(Exercise directions)
Leave out every picture, then transcribe the rest of the listing exactly.
>>>
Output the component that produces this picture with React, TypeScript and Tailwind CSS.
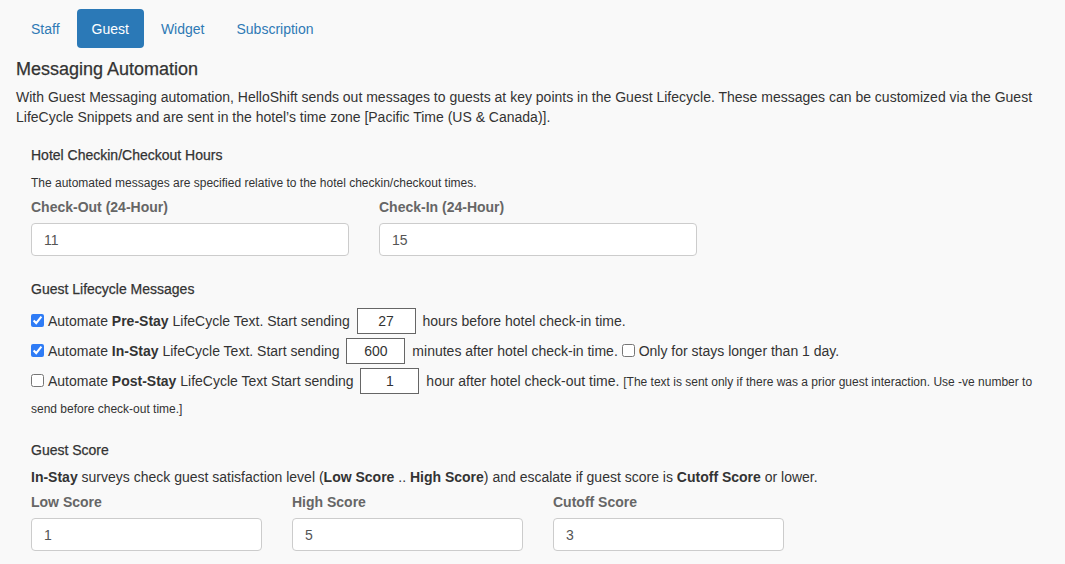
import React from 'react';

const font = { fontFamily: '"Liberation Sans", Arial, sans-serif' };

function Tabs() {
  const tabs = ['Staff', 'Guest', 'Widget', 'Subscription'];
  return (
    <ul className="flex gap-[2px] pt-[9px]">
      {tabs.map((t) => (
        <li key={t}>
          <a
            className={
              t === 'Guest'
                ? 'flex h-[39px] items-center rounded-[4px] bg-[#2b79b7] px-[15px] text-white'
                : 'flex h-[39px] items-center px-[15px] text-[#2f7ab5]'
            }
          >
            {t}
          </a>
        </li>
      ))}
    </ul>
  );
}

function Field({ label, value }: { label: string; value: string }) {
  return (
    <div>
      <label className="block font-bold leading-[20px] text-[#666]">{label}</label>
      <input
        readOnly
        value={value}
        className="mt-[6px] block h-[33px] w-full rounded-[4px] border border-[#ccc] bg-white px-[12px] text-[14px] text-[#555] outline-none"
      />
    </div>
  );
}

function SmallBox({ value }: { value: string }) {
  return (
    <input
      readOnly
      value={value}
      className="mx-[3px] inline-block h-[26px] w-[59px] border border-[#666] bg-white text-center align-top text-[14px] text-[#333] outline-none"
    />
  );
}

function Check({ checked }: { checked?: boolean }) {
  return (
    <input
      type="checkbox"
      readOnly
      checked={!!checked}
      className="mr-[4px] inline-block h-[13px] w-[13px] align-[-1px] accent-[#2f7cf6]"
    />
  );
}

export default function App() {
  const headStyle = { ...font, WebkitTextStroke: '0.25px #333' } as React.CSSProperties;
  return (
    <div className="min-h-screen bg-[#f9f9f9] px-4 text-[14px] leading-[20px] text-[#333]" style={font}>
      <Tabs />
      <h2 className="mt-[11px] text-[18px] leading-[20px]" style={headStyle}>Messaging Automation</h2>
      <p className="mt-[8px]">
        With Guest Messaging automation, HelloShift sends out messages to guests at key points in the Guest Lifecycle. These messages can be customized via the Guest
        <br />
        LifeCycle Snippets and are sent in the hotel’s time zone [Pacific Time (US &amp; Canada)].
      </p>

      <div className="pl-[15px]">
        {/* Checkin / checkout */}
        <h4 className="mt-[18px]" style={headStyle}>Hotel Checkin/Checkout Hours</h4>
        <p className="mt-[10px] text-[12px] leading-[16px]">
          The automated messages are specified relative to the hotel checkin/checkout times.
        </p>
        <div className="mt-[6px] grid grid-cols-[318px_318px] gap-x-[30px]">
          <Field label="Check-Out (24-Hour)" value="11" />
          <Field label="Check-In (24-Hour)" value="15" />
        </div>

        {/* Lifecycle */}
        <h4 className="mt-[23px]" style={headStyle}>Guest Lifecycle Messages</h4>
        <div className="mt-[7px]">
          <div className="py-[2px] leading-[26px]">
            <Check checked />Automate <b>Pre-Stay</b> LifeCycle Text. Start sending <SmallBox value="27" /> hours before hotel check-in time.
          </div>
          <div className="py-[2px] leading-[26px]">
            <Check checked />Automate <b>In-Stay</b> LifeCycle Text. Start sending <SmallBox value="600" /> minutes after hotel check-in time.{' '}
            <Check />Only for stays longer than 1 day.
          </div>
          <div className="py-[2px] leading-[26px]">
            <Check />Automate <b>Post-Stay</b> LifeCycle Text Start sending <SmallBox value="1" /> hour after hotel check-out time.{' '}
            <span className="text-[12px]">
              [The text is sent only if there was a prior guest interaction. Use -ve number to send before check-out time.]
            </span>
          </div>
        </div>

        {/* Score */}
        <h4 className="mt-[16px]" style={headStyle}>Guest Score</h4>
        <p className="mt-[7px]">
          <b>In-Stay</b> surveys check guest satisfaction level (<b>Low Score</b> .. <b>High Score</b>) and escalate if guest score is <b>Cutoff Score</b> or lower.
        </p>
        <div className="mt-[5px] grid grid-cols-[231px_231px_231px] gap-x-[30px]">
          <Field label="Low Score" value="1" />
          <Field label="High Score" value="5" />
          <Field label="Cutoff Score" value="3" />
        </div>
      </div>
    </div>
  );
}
<<<
(Full solution)
Output the component that produces this picture with React, TypeScript and Tailwind CSS.
import React from 'react';

const font = { fontFamily: '"Liberation Sans", Arial, sans-serif' };

function Tabs() {
  const tabs = ['Staff', 'Guest', 'Widget', 'Subscription'];
  return (
    <ul className="flex gap-[2px] pt-[9px]">
      {tabs.map((t) => (
        <li key={t}>
          <a
            className={
              t === 'Guest'
                ? 'flex h-[39px] items-center rounded-[4px] bg-[#2b79b7] px-[15px] text-white'
                : 'flex h-[39px] items-center px-[15px] text-[#2f7ab5]'
            }
          >
            {t}
          </a>
        </li>
      ))}
    </ul>
  );
}

function Field({ label, value }: { label: string; value: string }) {
  return (
    <div>
      <label className="block font-bold leading-[20px] text-[#666]">{label}</label>
      <input
        readOnly
        value={value}
        className="mt-[6px] block h-[33px] w-full rounded-[4px] border border-[#ccc] bg-white px-[12px] text-[14px] text-[#555] outline-none"
      />
    </div>
  );
}

function SmallBox({ value }: { value: string }) {
  return (
    <input
      readOnly
      value={value}
      className="mx-[3px] inline-block h-[26px] w-[59px] border border-[#666] bg-white text-center align-top text-[14px] text-[#333] outline-none"
    />
  );
}

function Check({ checked }: { checked?: boolean }) {
  return (
    <input
      type="checkbox"
      readOnly
      checked={!!checked}
      className="mr-[4px] inline-block h-[13px] w-[13px] align-[-1px] accent-[#2f7cf6]"
    />
  );
}

export default function App() {
  const headStyle = { ...font, WebkitTextStroke: '0.25px #333' } as React.CSSProperties;
  return (
    <div className="min-h-screen bg-[#f9f9f9] px-4 text-[14px] leading-[20px] text-[#333]" style={font}>
      <Tabs />
      <h2 className="mt-[11px] text-[18px] leading-[20px]" style={headStyle}>Messaging Automation</h2>
      <p className="mt-[8px]">
        With Guest Messaging automation, HelloShift sends out messages to guests at key points in the Guest Lifecycle. These messages can be customized via the Guest
        <br />
        LifeCycle Snippets and are sent in the hotel’s time zone [Pacific Time (US &amp; Canada)].
      </p>

      <div className="pl-[15px]">
        {/* Checkin / checkout */}
        <h4 className="mt-[18px]" style={headStyle}>Hotel Checkin/Checkout Hours</h4>
        <p className="mt-[10px] text-[12px] leading-[16px]">
          The automated messages are specified relative to the hotel checkin/checkout times.
        </p>
        <div className="mt-[6px] grid grid-cols-[318px_318px] gap-x-[30px]">
          <Field label="Check-Out (24-Hour)" value="11" />
          <Field label="Check-In (24-Hour)" value="15" />
        </div>

        {/* Lifecycle */}
        <h4 className="mt-[23px]" style={headStyle}>Guest Lifecycle Messages</h4>
        <div className="mt-[7px]">
          <div className="py-[2px] leading-[26px]">
            <Check checked />Automate <b>Pre-Stay</b> LifeCycle Text. Start sending <SmallBox value="27" /> hours before hotel check-in time.
          </div>
          <div className="py-[2px] leading-[26px]">
            <Check checked />Automate <b>In-Stay</b> LifeCycle Text. Start sending <SmallBox value="600" /> minutes after hotel check-in time.{' '}
            <Check />Only for stays longer than 1 day.
          </div>
          <div className="py-[2px] leading-[26px]">
            <Check />Automate <b>Post-Stay</b> LifeCycle Text Start sending <SmallBox value="1" /> hour after hotel check-out time.{' '}
            <span className="text-[12px]">
              [The text is sent only if there was a prior guest interaction. Use -ve number to send before check-out time.]
            </span>
          </div>
        </div>

        {/* Score */}
        <h4 className="mt-[16px]" style={headStyle}>Guest Score</h4>
        <p className="mt-[7px]">
          <b>In-Stay</b> surveys check guest satisfaction level (<b>Low Score</b> .. <b>High Score</b>) and escalate if guest score is <b>Cutoff Score</b> or lower.
        </p>
        <div className="mt-[5px] grid grid-cols-[231px_231px_231px] gap-x-[30px]">
          <Field label="Low Score" value="1" />
          <Field label="High Score" value="5" />
          <Field label="Cutoff Score" value="3" />
        </div>
      </div>
    </div>
  );
}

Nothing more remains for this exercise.